In short, the directory structure is based on GoLang conventions. Each module is placed in a directory tree that contains the origin of the module (for example the git repository that contains that module github.com/stackpulse) and the module name (service1). This structure also makes it particularly convenient when Go is your main programming language because many of the proto dependencies that you will use are also Go modules.

The google libraries are a slight exception to the rule as the common what to reference them is not using the full module path, but just with google as the prefix (import "google/api/annotation.proto").

Even though this was, what seemed to be, the common method, we decided to choose a different path, which resulted in some initial headache.

In retrospect, I think that if a single repo works for you, by all means go for it. A single proto repository will solve a lot of pain involved working with the proto compiler and the different plugins. It’s very intuitive.

Don’t get me wrong, it still wont be a walk in the park and you will probably encounter quite some challenges during the initial adaptation period. There are also some challenges there with packaging the compilation results of proto files.

I won’t be covering those, since we didn’t go that way.

Our method: protos in the service repository

The method we chose was putting the proto files inside the service’s repository.

Below you can see an example layout of the different services in our github account github.com/stackpulse.
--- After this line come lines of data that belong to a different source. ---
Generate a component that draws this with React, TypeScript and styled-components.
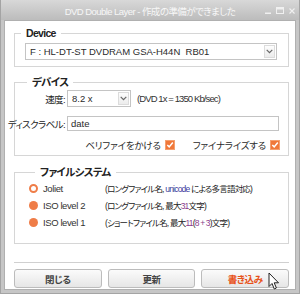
import React from "react";
import styled, { createGlobalStyle } from "styled-components";

const Global = createGlobalStyle`
  html, body { margin: 0; padding: 0; background: #ffffff; }
  body {
    font-family: "Liberation Sans", "Noto Sans CJK JP", sans-serif;
    font-size: 9.5px;
    color: #2a2a2a;
    font-feature-settings: "palt" 1;
  }
  * { box-sizing: border-box; }
`;

const Window = styled.div`
  width: 300px;
  height: 294px;
  display: flex;
  flex-direction: column;
  background: #c6c6c6;
  border: 1px solid #a4a4a4;
  border-top: none;
  padding: 0 3px 3px 3px;
`;

const TitleBar = styled.div`
  height: 20px;
  display: flex;
  align-items: center;
  position: relative;
  background: linear-gradient(#d8d8d8, #bcbcbc);
  margin: 0 -3px;
`;

const Title = styled.div`
  flex: 1;
  text-align: center;
  color: #f7f7f7;
  font-size: 9.5px;
  letter-spacing: -0.55px;
  padding-top: 1px;
`;

const Controls = styled.div`
  position: absolute;
  right: 4px;
  top: 7px;
  display: flex;
  gap: 5px;
  align-items: flex-end;
`;

const Client = styled.div`
  flex: 1;
  background: #ffffff;
  border: 1px solid #b0b0b0;
  padding: 0 6px 0 9px;
  display: flex;
  flex-direction: column;
`;

const Group = styled.section<{ $h: number; $mt: number }>`
  margin-top: ${(p) => p.$mt}px;
  height: ${(p) => p.$h}px;
  border: 1px solid #d6d6d6;
  display: flex;
  flex-direction: column;
`;

const Legend = styled.div<{ $lx: number }>`
  margin: -7px 0 0 ${(p) => p.$lx}px;
  height: 12px;
  line-height: 12px;
  padding: 0 5px;
  width: fit-content;
  background: #ffffff;
  font-weight: bold;
  font-size: 10.5px;
  letter-spacing: -0.7px;
  color: #222;
`;

const SelectBox = styled.div<{ $w: number; $h: number }>`
  width: ${(p) => p.$w}px;
  height: ${(p) => p.$h}px;
  border: 1px solid #c4c4c4;
  display: flex;
  align-items: center;
  background: #fff;
  font-size: 9.5px;
  padding-left: 4px;
  span { flex: 1; white-space: nowrap; }
`;

const Arrow = styled.div`
  width: 11px;
  align-self: stretch;
  margin: 1px;
  border: 1px solid #dcdcdc;
  background: linear-gradient(#fdfdfd, #ececec);
  display: flex;
  align-items: center;
  justify-content: center;
`;

const DeviceBody = styled.div`
  padding: 4px 0 0 10px;
`;

const Row = styled.div<{ $mt: number }>`
  display: flex;
  align-items: center;
  margin-top: ${(p) => p.$mt}px;
`;

const RowLabel = styled.div`
  width: 50px;
  margin-right: 2px;
  display: flex;
  justify-content: flex-end;
  font-size: 9.5px;
  letter-spacing: -0.6px;
  white-space: nowrap;
  color: #222;
`;

const Hint = styled.div`
  margin-left: 6px;
  font-size: 9.5px;
  color: #333;
  letter-spacing: -0.9px;
  white-space: nowrap;
`;

const TextInput = styled.div`
  width: 212px;
  height: 15px;
  border: 1px solid #c4c4c4;
  padding-left: 3px;
  display: flex;
  align-items: center;
  font-size: 9.5px;
`;

const Checks = styled.div`
  display: flex;
  justify-content: flex-end;
  gap: 18px;
  padding-right: 8px;
  margin-top: 7px;
`;

const CheckItem = styled.div`
  display: flex;
  align-items: center;
  gap: 4px;
  font-size: 9.5px;
  letter-spacing: -0.2px;
  white-space: nowrap;
`;

const Box = styled.div`
  width: 10px;
  height: 10px;
  background: #f0783a;
  border: 1px solid #f4a070;
  display: flex;
  align-items: center;
  justify-content: center;
`;

const FsList = styled.div`
  padding: 4px 0 0 14px;
  display: flex;
  flex-direction: column;
  gap: 5px;
`;

const FsRow = styled.div`
  display: flex;
  align-items: center;
  height: 12px;
`;

const Radio = styled.div<{ $on?: boolean }>`
  width: 9px;
  height: 9px;
  border-radius: 50%;
  background: ${(p) => (p.$on ? "#fff" : "#ef7d48")};
  border: ${(p) => (p.$on ? "2.5px solid #ef7d48" : "none")};
`;

const FsName = styled.div`
  width: 62px;
  margin-left: 5px;
  font-size: 9.5px;
  letter-spacing: -0.4px;
  color: #333;
  white-space: nowrap;
`;

const FsDesc = styled.div`
  font-size: 8.5px;
  letter-spacing: -0.8px;
  color: #222;
  white-space: nowrap;
  b { font-weight: normal; color: #3b3b9c; }
  i { font-style: normal; color: #8b3b8b; }
`;

const Separator = styled.div`
  margin-top: 18px;
  height: 1px;
  background: #d0d0d0;
`;

const Buttons = styled.div`
  display: flex;
  gap: 6px;
  margin-top: 6px;
`;

const Button = styled.div<{ $primary?: boolean }>`
  flex: 1;
  height: 19px;
  border: 1px solid #bcbcbc;
  border-radius: 3px;
  background: linear-gradient(#fbfbfb, #e6e6e6);
  display: flex;
  align-items: center;
  justify-content: center;
  font-size: 9.5px;
  letter-spacing: -0.4px;
  font-weight: bold;
  color: ${(p) => (p.$primary ? "#e8521a" : "#444")};
  position: relative;
`;

const Cursor = styled.svg`
  position: absolute;
  right: 8px;
  top: 2px;
`;

const ChevronDown = () => (
  <svg width="7" height="5" viewBox="0 0 7 5">
    <path d="M0.7 0.8 L3.5 3.6 L6.3 0.8" fill="none" stroke="#666" strokeWidth="1.2" />
  </svg>
);

const Tick = () => (
  <svg width="8" height="8" viewBox="0 0 8 8">
    <path d="M1.3 4 L3.2 5.9 L6.8 1.6" fill="none" stroke="#fff" strokeWidth="1.5" />
  </svg>
);

export default function App() {
  return (
    <>
      <Global />
      <Window>
        <TitleBar>
          <Title>DVD Double Layer - 作成の準備ができました</Title>
          <Controls>
            <svg width="6" height="7" viewBox="0 0 6 7"><rect x="0" y="5.5" width="6" height="1.5" fill="#f0f0f0" /></svg>
            <svg width="8" height="7" viewBox="0 0 8 7"><rect x="0.5" y="0.5" width="7" height="6" fill="none" stroke="#f0f0f0" /><rect x="0.5" y="0.5" width="7" height="2" fill="#f0f0f0" /></svg>
            <svg width="6" height="6" viewBox="0 0 6 6"><path d="M0.5 0.5 L5.5 5.5 M5.5 0.5 L0.5 5.5" stroke="#f0f0f0" strokeWidth="1.1" /></svg>
          </Controls>
        </TitleBar>
        <Client>
          <Group $h={34} $mt={12}>
            <Legend $lx={6}>Device</Legend>
            <DeviceBody>
              <SelectBox $w={252} $h={17}>
                <span>F : HL-DT-ST DVDRAM GSA-H44N&nbsp; RB01</span>
                <Arrow><ChevronDown /></Arrow>
              </SelectBox>
            </DeviceBody>
          </Group>

          <Group $h={74} $mt={15}>
            <Legend $lx={12}>デバイス</Legend>
            <Row $mt={2}>
              <RowLabel>速度:</RowLabel>
              <SelectBox $w={64} $h={17}>
                <span>8.2 x</span>
                <Arrow><ChevronDown /></Arrow>
              </SelectBox>
              <Hint>(DVD 1x = 1350 Kb/sec)</Hint>
            </Row>
            <Row $mt={9}>
              <RowLabel>ディスクラベル:</RowLabel>
              <TextInput>date</TextInput>
            </Row>
            <Checks>
              <CheckItem>ベリファイをかける<Box><Tick /></Box></CheckItem>
              <CheckItem>ファイナライズする<Box><Tick /></Box></CheckItem>
            </Checks>
          </Group>

          <Group $h={72} $mt={16}>
            <Legend $lx={20}>ファイルシステム</Legend>
            <FsList>
              <FsRow>
                <Radio $on />
                <FsName>Joliet</FsName>
                <FsDesc>(ロングファイル名, <b>unicode</b> による多言語対応)</FsDesc>
              </FsRow>
              <FsRow>
                <Radio />
                <FsName>ISO level 2</FsName>
                <FsDesc>(ロングファイル名, 最大<i>31</i>文字)</FsDesc>
              </FsRow>
              <FsRow>
                <Radio />
                <FsName>ISO level 1</FsName>
                <FsDesc>(ショートファイル名, 最大<i>11</i>(<i>8 + 3</i>)文字)</FsDesc>
              </FsRow>
            </FsList>
          </Group>

          <Separator />
          <Buttons>
            <Button>閉じる</Button>
            <Button>更新</Button>
            <Button $primary>
              書き込み
              <Cursor width="12" height="19" viewBox="0 0 12 19">
                <path d="M1 1 L1 14.5 L4 11.5 L6.3 17 L8.4 16 L6.2 10.8 L10.5 10.8 Z" fill="#fff" stroke="#222" strokeWidth="1" strokeLinejoin="round" />
              </Cursor>
            </Button>
          </Buttons>
        </Client>
      </Window>
    </>
  );
}
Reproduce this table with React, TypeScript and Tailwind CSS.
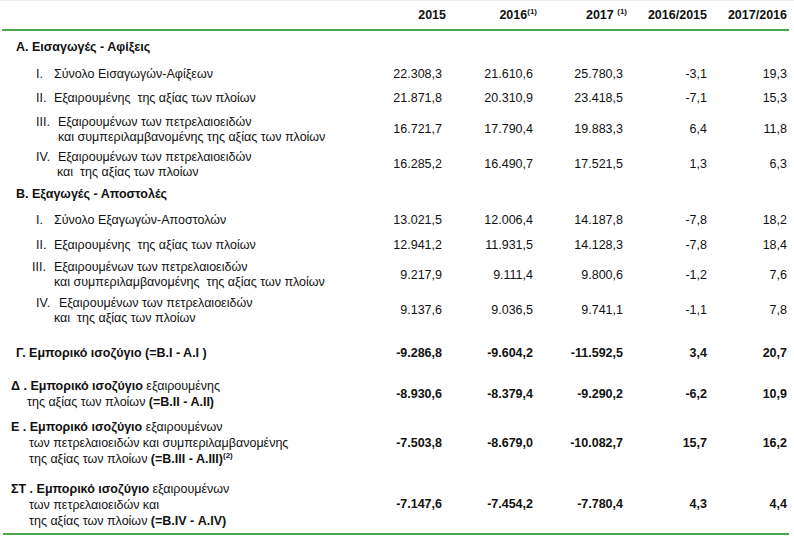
import type { ReactNode } from 'react';

type Row = {
  h: string;
  label: ReactNode;
  values?: string[];
  bold?: boolean;
};

const cols = 'grid grid-cols-[378px_66px_91px_90px_80px_80px] items-center';

function Item({ num, numW, pad, lines, line2Pad }: { num: string; numW: string; pad: string; lines: string[]; line2Pad: string }) {
  return (
    <div className={`${pad} leading-[15px]`}>
      <div className="flex whitespace-pre">
        <span className={numW}>{num}</span>
        <span>{lines[0]}</span>
      </div>
      {lines.slice(1).map((l) => (
        <div key={l} className={`${line2Pad} whitespace-pre`}>{l}</div>
      ))}
    </div>
  );
}

const rows: Row[] = [
  { h: 'h-[32px]', label: <div className="pl-[14px] font-bold">Α. Εισαγωγές - Αφίξεις</div> },
  {
    h: 'h-[22px]',
    label: <Item num="I." numW="w-[18px]" pad="pl-[34px]" lines={['Σύνολο Εισαγωγών-Αφίξεων']} line2Pad="" />,
    values: ['22.308,3', '21.610,6', '25.780,3', '-3,1', '19,3'],
  },
  {
    h: 'h-[26px]',
    label: <Item num="II." numW="w-[18px]" pad="pl-[34px]" lines={['Εξαιρουμένης  της αξίας των πλοίων']} line2Pad="" />,
    values: ['21.871,8', '20.310,9', '23.418,5', '-7,1', '15,3'],
  },
  {
    h: 'h-[37px]',
    label: (
      <Item
        num="III."
        numW="w-[22px]"
        pad="pl-[34px]"
        lines={['Εξαιρουμένων των πετρελαιοειδών', 'και συμπεριλαμβανομένης της αξίας των πλοίων']}
        line2Pad="pl-[22px]"
      />
    ),
    values: ['16.721,7', '17.790,4', '19.883,3', '6,4', '11,8'],
  },
  {
    h: 'h-[33px]',
    label: (
      <Item
        num="IV."
        numW="w-[22px]"
        pad="pl-[34px]"
        lines={['Εξαιρουμένων των πετρελαιοειδών', 'και  της αξίας των πλοίων']}
        line2Pad="pl-[21px]"
      />
    ),
    values: ['16.285,2', '16.490,7', '17.521,5', '1,3', '6,3'],
  },
  { h: 'h-[26px]', label: <div className="pl-[14px] font-bold">Β. Εξαγωγές - Αποστολές</div> },
  {
    h: 'h-[26px]',
    label: <Item num="I." numW="w-[18px]" pad="pl-[34px]" lines={['Σύνολο Εξαγωγών-Αποστολών']} line2Pad="" />,
    values: ['13.021,5', '12.006,4', '14.187,8', '-7,8', '18,2'],
  },
  {
    h: 'h-[24px]',
    label: <Item num="II." numW="w-[18px]" pad="pl-[34px]" lines={['Εξαιρουμένης  της αξίας των πλοίων']} line2Pad="" />,
    values: ['12.941,2', '11.931,5', '14.128,3', '-7,8', '18,4'],
  },
  {
    h: 'h-[36px]',
    label: (
      <Item
        num="III."
        numW="w-[22px]"
        pad="pl-[30px]"
        lines={['Εξαιρουμένων των πετρελαιοειδών', 'και συμπεριλαμβανομένης  της αξίας των πλοίων']}
        line2Pad="pl-[22px]"
      />
    ),
    values: ['9.217,9', '9.111,4', '9.800,6', '-1,2', '7,6'],
  },
  {
    h: 'h-[35px]',
    label: (
      <Item
        num="IV."
        numW="w-[23px]"
        pad="pl-[34px]"
        lines={['Εξαιρουμένων των πετρελαιοειδών', 'και  της αξίας των πλοίων']}
        line2Pad="pl-[18px]"
      />
    ),
    values: ['9.137,6', '9.036,5', '9.741,1', '-1,1', '7,8'],
  },
  {
    h: 'h-[50px]',
    bold: true,
    label: <div className="pl-[14px] font-bold whitespace-pre">Γ. Εμπορικό ισοζύγιο (=Β.Ι - Α.Ι )</div>,
    values: ['-9.286,8', '-9.604,2', '-11.592,5', '3,4', '20,7'],
  },
  {
    h: 'h-[32px]',
    bold: true,
    label: (
      <div className="pl-[9px] leading-[16px]">
        <div>
          <span className="font-bold">Δ . Εμπορικό ισοζύγιο</span> εξαιρουμένης
        </div>
        <div className="pl-[16px]">
          της αξίας των πλοίων <span className="font-bold">(=Β.ΙΙ - Α.ΙΙ)</span>
        </div>
      </div>
    ),
    values: ['-8.930,6', '-8.379,4', '-9.290,2', '-6,2', '10,9'],
  },
  {
    h: 'h-[66px]',
    bold: true,
    label: (
      <div className="pl-[9px] leading-[16px]">
        <div>
          <span className="font-bold">Ε . Εμπορικό ισοζύγιο</span> εξαιρουμένων
        </div>
        <div className="pl-[18px]">των πετρελαιοειδών και συμπεριλαμβανομένης</div>
        <div className="pl-[18px]">
          της αξίας των πλοίων <span className="font-bold">(=Β.ΙΙΙ - Α.ΙΙΙ)</span>
          <sup className="font-bold text-[8px] -top-[5px]">(2)</sup>
        </div>
      </div>
    ),
    values: ['-7.503,8', '-8.679,0', '-10.082,7', '15,7', '16,2'],
  },
  {
    h: 'h-[57px]',
    bold: true,
    label: (
      <div className="pl-[9px] leading-[16px]">
        <div>
          <span className="font-bold">ΣΤ . Εμπορικό ισοζύγιο</span> εξαιρουμένων
        </div>
        <div className="pl-[18px]">των πετρελαιοειδών και</div>
        <div className="pl-[18px]">
          της αξίας των πλοίων <span className="font-bold">(=Β.ΙV - Α.ΙV)</span>
        </div>
      </div>
    ),
    values: ['-7.147,6', '-7.454,2', '-7.780,4', '4,3', '4,4'],
  },
];

export default function App() {
  return (
    <div className="w-[794px] h-[544px] bg-white text-[#111] text-[12.5px] font-['Liberation_Sans',Arial,sans-serif] overflow-hidden">
      <div className="h-[1px] bg-[#f1f1f1]" />
      <div className="ml-[2px] w-[785px]">
        {/* Header */}
        <div className={`${cols} h-[28px] font-bold`}>
          <div />
          <div className="text-right">2015</div>
          <div className="text-right">
            2016<sup className="text-[8px] -top-[5px]">(1)</sup>
          </div>
          <div className="text-right">
            2017 <sup className="text-[8px] -top-[5px]">(1)</sup>
          </div>
          <div className="text-right">2016/2015</div>
          <div className="text-right">2017/2016</div>
        </div>
      </div>
      <div className="ml-[2px] w-[787px] h-[2px] bg-[#4fa84b]" />
      <div className="ml-[2px] w-[785px]">
        {rows.map((r, i) => (
          <div key={i} className={`${cols} ${r.h}`}>
            {r.label}
            {r.values ? (
              r.values.map((v, j) => (
                <div key={j} className={`text-right ${j < 3 ? 'pr-[4px]' : ''} ${r.bold ? 'font-bold' : ''}`}>
                  {v}
                </div>
              ))
            ) : null}
          </div>
        ))}
      </div>
      <div className="ml-[3px] w-[786px] h-[2px] bg-[#4fa84b]" />
    </div>
  );
}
Each service is a different git repository.

├───service1
│   │   go.mod
│   │
│   └───api
│       │   go.mod
│       │
│       ├───external-api
│       │   └───v1
│       └───internal-api
│           └───v1
├───service2
│   │   go.mod
│   │
│   └───api
│       │   go.mod
│       │
│       ├───external-api
│       │   └───v1
│       └───internal-api
│           └───v1
└───service3
    │   go.mod
    │
    └───api
        │   go.mod
        │
        ├───external-api
        │   └───v1
        └───internal-api
            └───v1

Under each service’s repository:

There is an api directory, which is a go module in itself. Other services may reference it using Go Modules.
Proto files reside either in api/external-api or api/internal-api depending on their responsibilities.
Proto files are compiled using the protoc compiler. The compilation results for Go are stored next to the proto files in either api/external-api or api/internal-api directories. They are committed to source control just like regular code.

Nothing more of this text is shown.